Icome from Matopo. By that I mean my rural home is an area called Zamadube in Kezi, Matopo district. This is where my father was born and raised. This is where my grandparents built their home. My grandfather is late, but my grandmother is still alive and runs that home better than any man ever could.

Environment By Thandekile Moyo

Spare a thought for the rural folk

Our home is in an area that one would call extremely rural. There is no running water. No electricity and the nearest store/shop is kilometres away. I have actually never been to the shops back home. Whenever we need supplies, someone has to drive to Maphisa, a growth point that is 20km away, but more than two hours’ drive, because of the state of the road. The other option is to rope donkeys on a scotchcart and go and buy at the “local” shop which usually doesn’t have most of the things we need.

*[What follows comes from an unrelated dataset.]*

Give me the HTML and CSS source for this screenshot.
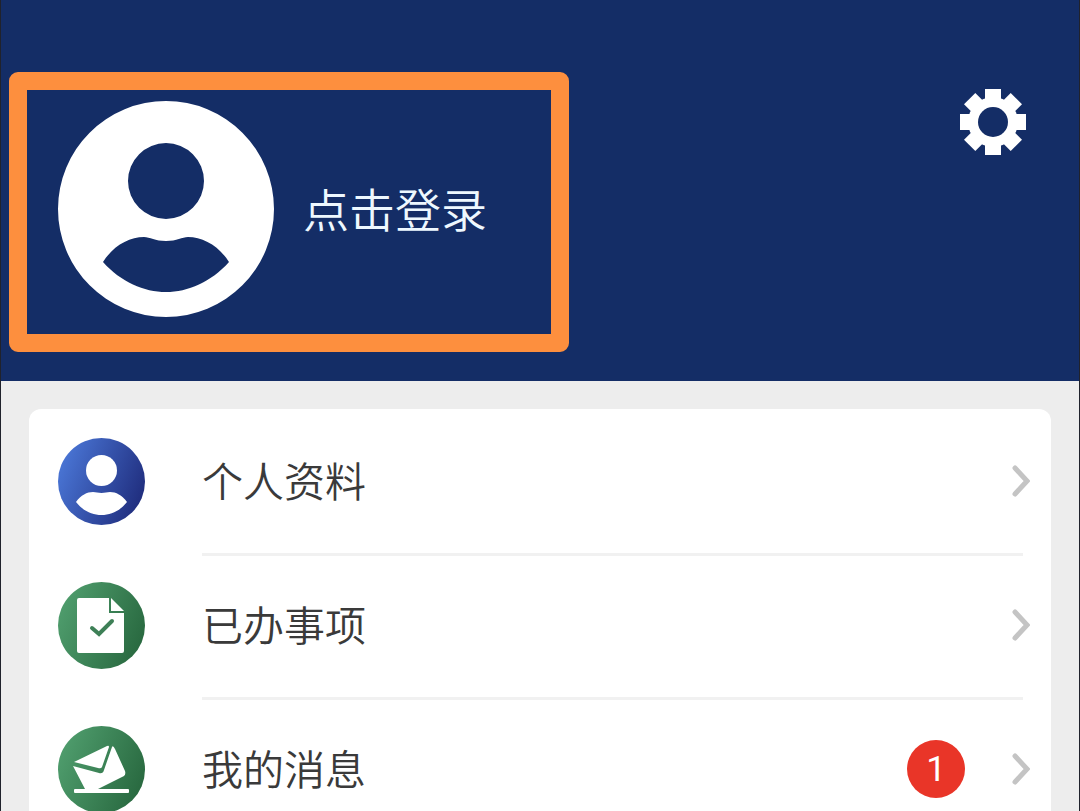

The school nearest to our home is St Anna Primary School, and it is probably more than 10km away. This is where my father and his siblings went to school. This is where my cousins who grew up back home went to school.

It is said some children rarely made it to school. Because it was so far away, they preferred to spend their days playing in the bush instead of walking the long distance to school. Unfortunately (or fortunately) for my cousins, aunts and uncles, my grandfather was a teacher at the school so they couldn’t afford to bunk.

The nearest church is also as far as the school. My aged grandmother has to walk that distance whenever she feels the need to go and fellowship with others.

Rural life is tough. I could never survive there under the current conditions. I cannot imagine having to go and fetch firewood for cooking. I just can’t fathom having to fetch bathing and drinking water from the community borehole every day. Whenever I have to cook, I sniff throughout the process and my eyes tear and swell from the smoke. I make it a point to spend as few days as possible in the rural areas.

This has me wondering about the people who live in the rural areas. People who have no option, but to live there. Is it fair that we let our grandparents and cousins toil under such harsh conditions while we live affluent and “easy” lives in urban areas? Is it even humane?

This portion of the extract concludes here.